W3C home > Mailing lists > Public > public-webappsec@w3.org > June 2014

Re: Proposal: Prefer secure origins for powerful new web platform features

From: Chris Palmer <palmer@google.com>
Date: Fri, 27 Jun 2014 16:50:25 -0700
Message-ID: <CAOuvq22HNT_gWBLQvqAktRt9NRrni8aRVh3Svf+FWbrk8rmTew@mail.gmail.com>
To: Michal Zalewski <lcamtuf@coredump.cx>, Alex Russell <slightlyoff@google.com>
Cc: "public-webappsec@w3.org" <public-webappsec@w3.org>, blink-dev <blink-dev@chromium.org>, security-dev <security-dev@chromium.org>, dev-security@lists.mozilla.org
On Fri, Jun 27, 2014 at 4:29 PM, Michal Zalewski <lcamtuf@coredump.cx> wrote:

> I think it's a reasonable proposal, provided that we apply the rules
> judiciously. This can be a tad tricky: credentials are listed as an
> example, but if we ever come up with an authentication API that offers
> better security properties than cookies, I do not think it would be
> wise to make it available only to HTTPS origins.

Agree. Let's imagine that I said "...handles credentials that are as
powerful as current ones like cookies, or moreso". If we get a *less*
powerful credential system, e.g. such that theft of it over non-secure
transport is not fatal, that'd be great and it might make perfect
sense to expose it to non-secure origins.

The whole idea is very case-by-case.

> Now, in some ways, it feels that the ship has sailed - microphone,
> camera, accelerometer, and geolocation APIs aren't HTTPS-only, and
> neither are password managers and cache manifests. This makes it a bit
> harder to draw the line: should we aim strictly not to make things
> worse, or to design a new breed of APIs that will hopefully one day
> make the legacy ones obsolete?

First, I dream of strictly not making things worse; and then perhaps
(over the course of eons) deprecating non-secure support for e.g.
cameras and mics.
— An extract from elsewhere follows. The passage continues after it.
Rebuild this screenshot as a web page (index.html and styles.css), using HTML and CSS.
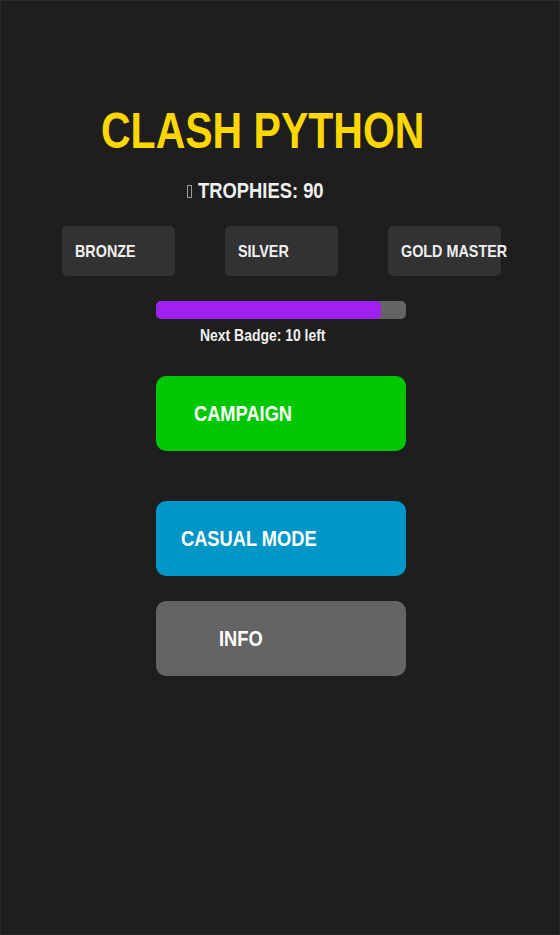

I have no illusions that rolling back existing
functionality will fly in the short term — nobody panic. :) And, yeah,
perhaps awesomer APIs will supercede existing ones. Time will tell.

> A somewhat tangential concern that I think we are neglecting with the
> ever-more-powerful privileged APIs is the near-certainty of XSS
> vulnerabilities; the platform offers a growing number of opportunities
> for origins to be persistently backdoored, and no clean way to recover
> from a transient XSS bug. I think that sooner or later, we will need a
> mechanism for servers to nuke or disavow any cached or currently
> running content associated with their origin, and start anew.
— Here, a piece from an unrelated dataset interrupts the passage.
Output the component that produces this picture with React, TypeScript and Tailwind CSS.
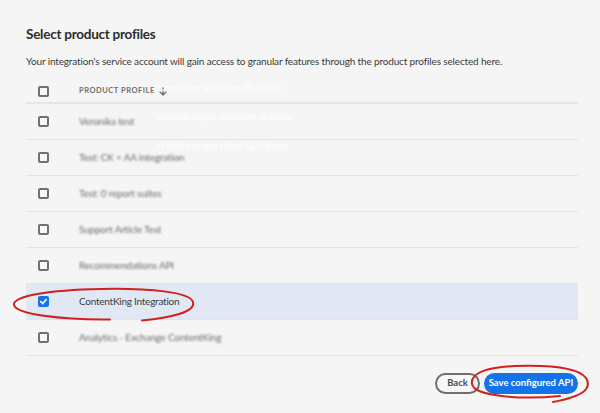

Indeed, there is a notion like that for Service Workers already, for
exactly this type of reason. Clients are to cache SW scripts, but are
required to re-check after a certain max-lifetime interval. Alex
(explicitly CC'd) can provide details.

> I think the inclusion of file:/// is somewhat problematic, since it is
> not implied that the content arrived over a secure channel,

Right. "But it's here now." Perhaps we should take file: off the list,
perhaps we should find some way to tag files as having come from
secure transport, or... People should feel free to comment on the
Chromium bug, too

> and the
> mixed-content behavior is also not well specified.

Right. mkwst, others, and tangentially me are working on tightening it
up for reasons like this.

> The localhost case
> may be also problematic because some quasi-popular software is known
> to set up webservers bound to (I think I've seen some
> anti-virus software, RAID tools, and print daemons do that).

Yes; those are similar to the file: case, but such a thing is
definitely already in a user's TCB (whether good or bad). I sort of
think that clarifies the issue somewhat. But also we definitely would
like to help developers running a local test server out, just a bit.